The Teacher's Lab Outline

It is ESSENTIAL that you get through the introductory stuff with all deliberate speed
so that students have enough time to complete the lab activities.
  1. When the start time of the lab is reached...
    1. Tell them that the goals of this lab are...
      1. help them learn how we can identify minerals based on their physical properties, and
      2. help them prepare for the mineral and rock quiz that will occur in a few weeks.
    2. Tell them that we will be spending the whole period working on Activities 3.2 through 3.5 in the lab book.
    3. There are no extra copies of the activity sheets today. If a student does not have your lab book, they need to go to the bookstore and get one.
    4. It is OK and encouraged to touch/handle the specimens in this lab; however, they must be returned to the correct labeled cardboard box.
    5. Many of the specimens do not belong to Baylor. (Many belong to me.) All are to be treated with care. They can't take any home to use as study specimens.
    6. Quickly walk around the room and briefly point-out the labeled specimens, displays, and optional activities that students should make use of.
      1. Minerals of the Mohs hardness scale
      2. Mica and mica-like minerals: black biotite, clear muscovite, pink lepidolite, and green chlorite.
        Tell them that these minerals have one direction of cleavage, and demonstrate (using muscovite or biotite) how these minerals can be separated into very thin sheets.
      3. Minerals like quartz, calcite, and fluorite that come in many different colors
      4. Sulfide minerals like galena, pyrite, chalcopyrite, bornite, and sphalerite.
        These minerals provide good examples of a metallic luster.
        Tell them that sphalerite smells like sulfur or match heads if it is scratched.
      5. Feldspar minerals: potassium feldspar, sodium- and calcium-plagioclase feldspar
      6. Elemental minerals made of just one type of atom: gold, silver, graphite (carbon), sulfur, copper.
        A microscope is available if you want to look at the gold and silver specimens up close. Show them (generally) how to turn-on (and off) the microscope light and focus the microscope.
      7. Carbonate minerals calcite and dolomite that fizz in dilute hydrochloric acid.
        Demonstrate how to drop a single drop of HCl on the specimen provided to observe the fizzing, and stress that they must rinse and dry the specimen in the sink after the experiment.
      8. A workstation where you can whack a halite grain with a hammer (gently) and produce pieces showing halite's 3 directions of cleavage.
        Demonstrate by putting on the glasses, gently whacking a grain, and observing the result.
        Reiterate that they need to wear safety glasses if they choose to do this optional activity.
      9. A display of fluorescent minerals.
        Show them how to turn-on the UV fluorescent light (separate long & short wavelength switches) and how to cup their hands around their face so they can block the room light as they look into the box
      10. A display of other important or interesting minerals.
    7. The displays around the room are to be used along with information they read in the tables in the book to help them identify minerals.
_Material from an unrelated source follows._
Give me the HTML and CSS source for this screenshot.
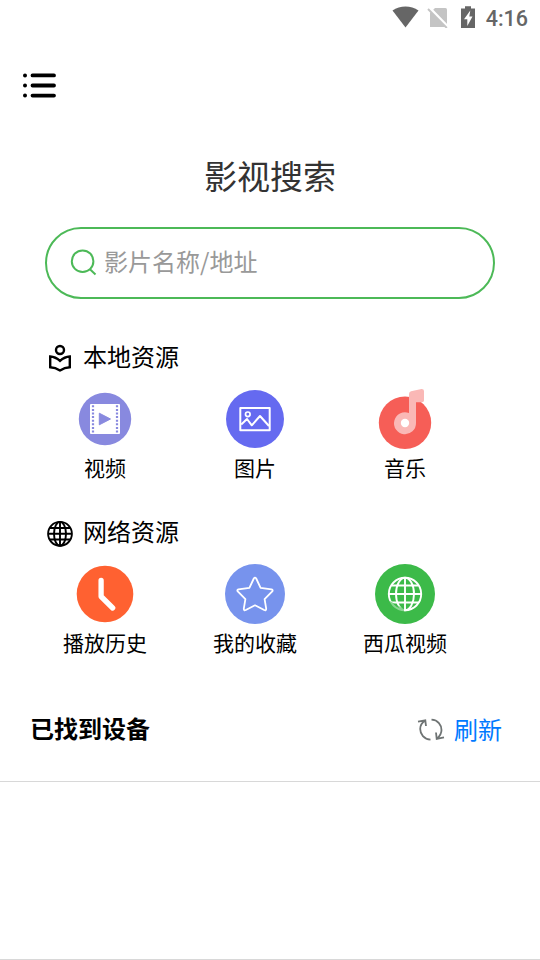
FILE: index.html
```html
<!DOCTYPE html>
<html lang="zh-CN">
<head>
<meta charset="utf-8">
<title>影视搜索</title>
<link rel="stylesheet" href="styles.css">
</head>
<body>
<div class="status">
  <svg class="status-icons" viewBox="0 0 90 28" width="90" height="28">
    <path d="M.5 10.500C8 5.200 19 5.200 26.500 10.500L13.500 27.500Z" fill="#666"/>
    <path d="M43 8h10.500q1.500 0 1.500 1.500v17.500h-17v-14z" fill="#c4c4c4"/>
    <path d="M37.500 8L56 27" stroke="#fff" stroke-width="3"/>
    <path d="M36 9L54.800 28" stroke="#c4c4c4" stroke-width="1.900"/>
    <path d="M69 8.500h4V6.200h6v2.300h4V28H69Z" fill="#666"/>
    <path d="M78.300 10.500L72 19.200h3.300v6.800L80.500 16.500h-3.200Z" fill="#fff"/>
  </svg>
  <span class="time">4:16</span>
</div>
<header class="header">
  <svg viewBox="0 0 34 26" width="34" height="26">
    <g stroke="#000" stroke-width="3.800" stroke-linecap="round"><path d="M9.500 2.400h21.500M9.500 12.500h21.500M9.500 22.600h21.500"/></g>
    <circle cx="2" cy="2.400" r="2"/><circle cx="2" cy="12.500" r="2"/><circle cx="2" cy="22.600" r="2"/>
  </svg>
</header>
<h1 class="title">影视搜索</h1>
<div class="search">
  <svg viewBox="0 0 28 28" width="28" height="28" fill="none" stroke="#4cb957" stroke-width="2">
    <circle cx="13.600" cy="13.200" r="10.800"/><path d="M20.700 21L26.500 26.400"/>
  </svg>
  <span>影片名称/地址</span>
</div>
<section class="section">
  <h2 class="section-title">
    <svg viewBox="0 0 28 28" width="28" height="28" fill="none" stroke="#000" stroke-width="2.400">
      <circle cx="14" cy="6" r="4"/>
      <path d="M4.200 12.500C8 12.700 11.300 14.400 14 16.800C16.700 14.400 20 12.700 23.800 12.500V23.200C20 23.300 17 24.400 14 26.400C11 24.400 8 23.300 4.200 23.200Z"/>
    </svg>
    <span>本地资源</span>
  </h2>
  <div class="grid">
    <div class="item">
      <svg viewBox="0 0 60 60" width="60" height="60">
        <circle cx="30" cy="30" r="26.200" fill="#8889df"/>
        <rect x="15" y="15" width="30" height="30" rx="1" fill="#fff"/>
        <path d="M18 16.300V44M42 16.300V44" stroke="#8889df" stroke-width="2.200" stroke-dasharray="2 1.600"/>
        <path d="M24.300 24.200L35.500 30L24.300 35.800Z" fill="#8889df" stroke="#8889df" stroke-linejoin="round"/>
      </svg>
      <span>视频</span>
    </div>
    <div class="item">
      <svg viewBox="0 0 60 60" width="60" height="60">
        <circle cx="30" cy="30" r="29" fill="#656af0"/>
        <g fill="none" stroke="#fff" stroke-width="2" stroke-linejoin="round">
          <rect x="15.300" y="19" width="29.400" height="22.300"/>
          <circle cx="22.800" cy="25.300" r="2.300" stroke-width="1.700"/>
          <path d="M16.200 35.500L22 30L26.800 36.300L35 27L44 37"/>
        </g>
      </svg>
      <span>图片</span>
    </div>
    <div class="item">
      <svg viewBox="0 0 60 60" width="60" height="60">
        <circle cx="30" cy="33.800" r="26.200" fill="#f65e57"/>
        <path d="M34 24V5Q34 2.800 36 2.200L46.500 .1Q49 0 49 2V11.500Q49 13.300 47 13.300H41V34A11 11 0 1 1 34 24Z" fill="#fab8b6"/>
        <circle cx="30" cy="34" r="4.200" fill="#fff"/>
      </svg>
      <span>音乐</span>
    </div>
  </div>
</section>
<section class="section">
  <h2 class="section-title">
    <svg viewBox="0 0 28 28" width="28" height="28" fill="none" stroke="#000" stroke-width="1.900">
      <circle cx="14" cy="14.800" r="11.900"/><ellipse cx="14" cy="14.800" rx="6" ry="11.900"/>
      <path d="M14 3V27M2 14.800H26M4 9H24M4 20.500H24"/>
    </svg>
    <span>网络资源</span>
  </h2>
  <div class="grid">
    <div class="item">
      <svg viewBox="0 0 60 60" width="60" height="60">
        <circle cx="30" cy="30" r="28.300" fill="#ff6131"/>
        <path d="M26.100 16.500V32.500L37.700 44" fill="none" stroke="#fff" stroke-width="5.300" stroke-linecap="round" stroke-linejoin="round"/>
      </svg>
      <span>播放历史</span>
    </div>
    <div class="item">
      <svg viewBox="0 0 60 60" width="60" height="60">
        <circle cx="30" cy="30" r="30" fill="#7793ed"/>
        <path d="M28.800 14.500Q30 12.800 31.200 14.500L35.600 23.800L46.500 25.400Q48.500 26 47 27.700L39.600 35.200L41.200 44.700Q41.200 46.900 39.200 46L30 41.300L20.800 46Q18.800 46.900 18.800 44.700L20.400 35.200L13 27.700Q11.500 26 13.500 25.400L24.400 23.800Z" fill="none" stroke="#fff" stroke-width="1.800" stroke-linejoin="round"/>
      </svg>
      <span>我的收藏</span>
    </div>
    <div class="item">
      <svg viewBox="0 0 60 60" width="60" height="60">
        <circle cx="30" cy="30" r="30" fill="#3cba49"/>
        <g fill="none" stroke="#fff" stroke-width="1.900">
          <circle cx="30" cy="30" r="16.200"/><ellipse cx="30" cy="30" rx="9" ry="16.200"/>
          <path d="M30 14V46M14 30H46M15.500 25.500M16 24.800H44M16 34.800" stroke="none"/>
          <path d="M30 14V46M14 30H46M16.500 21.500H43.500M16.500 38.500H43.500"/>
        </g>
        <path d="M13 36L29 45V48H20L12 39Z" fill="#3cba49" opacity=".6"/>
      </svg>
      <span>西瓜视频</span>
    </div>
  </div>
</section>
<div class="devices">
  <h2>已找到设备</h2>
  <div class="refresh">
    <svg viewBox="0 0 28 24" width="28" height="24" fill="none" stroke="#6f7474" stroke-width="1.800">
      <path d="M13.500 21.600C7 21.300 3.200 16 3.200 11C3.200 7.500 5 4.700 8 2.600M1 3.600L8.300 2.400L9 8"/>
      <path d="M14.500 1.700C21 2 24.500 7 24.500 12C24.500 15.500 23 18 20 20.600M19 14.500L19.700 20.900L27 19.300"/>
    </svg>
    <span>刷新</span>
  </div>
</div>
<div class="list"></div>
</body>
</html>
```
FILE: styles.css
```css
* {
  box-sizing: border-box;
}
body {
  margin: 0;
  height: 960px;
  display: flex;
  flex-direction: column;
  overflow: hidden;
  background: #fff;
  color: #000;
  font-family: "Noto Sans CJK SC", sans-serif;
}
svg {
  display: block;
  flex: none;
}
h1, h2 {
  margin: 0;
  font-weight: 400;
}
.status {
  height: 36px;
  display: flex;
  justify-content: flex-end;
  gap: 4px;
  padding-right: 12px;
}
.time {
  font: 500 21.500px/38px Roboto, sans-serif;
  color: #666;
}
.header {
  height: 99px;
  padding: 37px 23px 0;
}
.title {
  height: 92px;
  line-height: 81px;
  text-align: center;
  font-size: 33px;
  color: #333;
}
.search {
  height: 72px;
  margin: 0 45px;
  padding: 0 22px 2px;
  display: flex;
  align-items: center;
  gap: 7px;
  border: 2px solid #4cb957;
  border-radius: 36px;
  font-size: 24px;
  color: #999;
}
.search span {
  margin-bottom: 4px;
}
.section {
  height: 175px;
  padding: 0 30px;
}
.search + .section {
  margin-top: 40px;
}
.section-title {
  height: 50px;
  padding: 5px 16px 0;
  display: flex;
  gap: 9px;
  font-size: 24px;
  line-height: 28px;
}
.section-title span {
  margin-top: -2px;
}
.grid {
  display: grid;
  grid-template-columns: repeat(3, 150px);
}
.item {
  display: flex;
  flex-direction: column;
  align-items: center;
  font-size: 21px;
  line-height: 36px;
}
.devices {
  height: 93px;
  padding: 0 38px 10px 30px;
  display: flex;
  align-items: center;
  justify-content: space-between;
  border-bottom: 1px solid #d8d8d8;
}
.devices h2 {
  margin-bottom: 6px;
  font-size: 24px;
  font-weight: 700;
}
.refresh {
  display: flex;
  align-items: center;
  gap: 9px;
  font-size: 24px;
  color: #007aff;
}
.refresh span {
  margin-bottom: 4px;
}
.list {
  flex: 1;
  border-bottom: 1px solid #d8d8d8;
}
```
  2. Briefly introduce what each group will be doing, using words like the following:

  3. Then get them started on their activities.

  4. Determine the timing of the activities, and write the switch times on the front and back boards

  5. With 10 minutes left in the lab session (or when everyone has finished the activities), administer the post-lab survey. Announce that this post-lab survey is to be completed by each student individually, without assistance from any other student. It is a closed-book, closed-note quiz.